**Material to process:**
>> Start
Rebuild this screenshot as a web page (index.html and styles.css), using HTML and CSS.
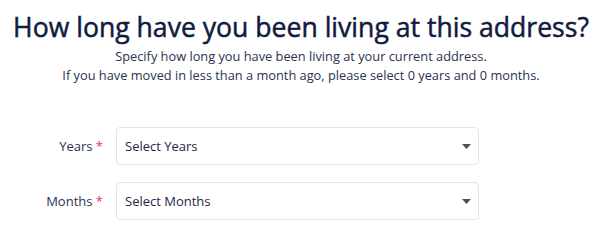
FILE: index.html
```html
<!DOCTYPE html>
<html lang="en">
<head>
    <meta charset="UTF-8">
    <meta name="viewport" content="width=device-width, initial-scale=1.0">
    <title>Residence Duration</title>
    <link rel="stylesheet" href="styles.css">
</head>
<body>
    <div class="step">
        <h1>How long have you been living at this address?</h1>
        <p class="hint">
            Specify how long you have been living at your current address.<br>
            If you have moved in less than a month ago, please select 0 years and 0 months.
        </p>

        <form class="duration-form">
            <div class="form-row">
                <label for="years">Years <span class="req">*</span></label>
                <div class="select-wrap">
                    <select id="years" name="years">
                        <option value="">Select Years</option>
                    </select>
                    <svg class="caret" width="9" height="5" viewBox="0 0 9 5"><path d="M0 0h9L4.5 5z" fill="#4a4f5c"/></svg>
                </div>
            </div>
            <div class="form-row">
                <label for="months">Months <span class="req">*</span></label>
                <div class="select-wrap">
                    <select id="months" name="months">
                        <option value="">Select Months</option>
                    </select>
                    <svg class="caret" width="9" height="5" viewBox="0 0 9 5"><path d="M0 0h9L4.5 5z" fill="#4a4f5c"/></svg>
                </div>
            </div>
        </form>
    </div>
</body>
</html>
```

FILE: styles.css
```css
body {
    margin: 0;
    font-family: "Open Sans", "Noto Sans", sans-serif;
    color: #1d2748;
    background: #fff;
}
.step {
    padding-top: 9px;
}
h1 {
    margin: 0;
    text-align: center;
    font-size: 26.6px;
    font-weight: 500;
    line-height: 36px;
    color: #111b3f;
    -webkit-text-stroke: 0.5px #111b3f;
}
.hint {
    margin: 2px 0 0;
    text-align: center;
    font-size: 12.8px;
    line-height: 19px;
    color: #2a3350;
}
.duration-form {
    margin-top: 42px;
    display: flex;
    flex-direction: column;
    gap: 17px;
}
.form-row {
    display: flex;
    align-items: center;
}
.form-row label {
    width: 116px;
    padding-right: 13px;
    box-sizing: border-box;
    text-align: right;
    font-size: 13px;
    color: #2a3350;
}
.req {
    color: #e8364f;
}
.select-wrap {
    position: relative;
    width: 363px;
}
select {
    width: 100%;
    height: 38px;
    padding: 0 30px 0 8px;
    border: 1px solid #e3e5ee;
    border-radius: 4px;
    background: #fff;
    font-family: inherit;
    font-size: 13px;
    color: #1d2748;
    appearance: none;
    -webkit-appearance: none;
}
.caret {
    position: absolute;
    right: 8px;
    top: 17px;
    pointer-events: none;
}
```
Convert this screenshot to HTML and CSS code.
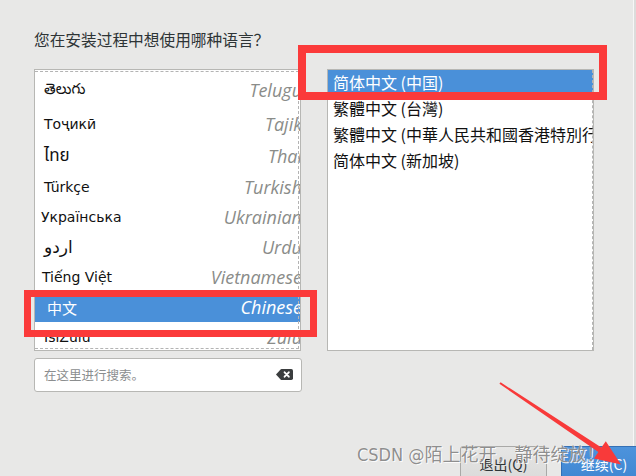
>> End
**What is needed:**
Write out the entries above word for word. Do not include the pictures.

**Result below:**
Rebuild this screenshot as a web page (index.html and styles.css), using HTML and CSS.
FILE: index.html
```html
<!DOCTYPE html>
<html lang="en">
<head>
    <meta charset="UTF-8">
    <meta name="viewport" content="width=device-width, initial-scale=1.0">
    <title>Residence Duration</title>
    <link rel="stylesheet" href="styles.css">
</head>
<body>
    <div class="step">
        <h1>How long have you been living at this address?</h1>
        <p class="hint">
            Specify how long you have been living at your current address.<br>
            If you have moved in less than a month ago, please select 0 years and 0 months.
        </p>

        <form class="duration-form">
            <div class="form-row">
                <label for="years">Years <span class="req">*</span></label>
                <div class="select-wrap">
                    <select id="years" name="years">
                        <option value="">Select Years</option>
                    </select>
                    <svg class="caret" width="9" height="5" viewBox="0 0 9 5"><path d="M0 0h9L4.5 5z" fill="#4a4f5c"/></svg>
                </div>
            </div>
            <div class="form-row">
                <label for="months">Months <span class="req">*</span></label>
                <div class="select-wrap">
                    <select id="months" name="months">
                        <option value="">Select Months</option>
                    </select>
                    <svg class="caret" width="9" height="5" viewBox="0 0 9 5"><path d="M0 0h9L4.5 5z" fill="#4a4f5c"/></svg>
                </div>
            </div>
        </form>
    </div>
</body>
</html>
```

FILE: styles.css
```css
body {
    margin: 0;
    font-family: "Open Sans", "Noto Sans", sans-serif;
    color: #1d2748;
    background: #fff;
}
.step {
    padding-top: 9px;
}
h1 {
    margin: 0;
    text-align: center;
    font-size: 26.6px;
    font-weight: 500;
    line-height: 36px;
    color: #111b3f;
    -webkit-text-stroke: 0.5px #111b3f;
}
.hint {
    margin: 2px 0 0;
    text-align: center;
    font-size: 12.8px;
    line-height: 19px;
    color: #2a3350;
}
.duration-form {
    margin-top: 42px;
    display: flex;
    flex-direction: column;
    gap: 17px;
}
.form-row {
    display: flex;
    align-items: center;
}
.form-row label {
    width: 116px;
    padding-right: 13px;
    box-sizing: border-box;
    text-align: right;
    font-size: 13px;
    color: #2a3350;
}
.req {
    color: #e8364f;
}
.select-wrap {
    position: relative;
    width: 363px;
}
select {
    width: 100%;
    height: 38px;
    padding: 0 30px 0 8px;
    border: 1px solid #e3e5ee;
    border-radius: 4px;
    background: #fff;
    font-family: inherit;
    font-size: 13px;
    color: #1d2748;
    appearance: none;
    -webkit-appearance: none;
}
.caret {
    position: absolute;
    right: 8px;
    top: 17px;
    pointer-events: none;
}
```
Convert this screenshot to HTML and CSS code.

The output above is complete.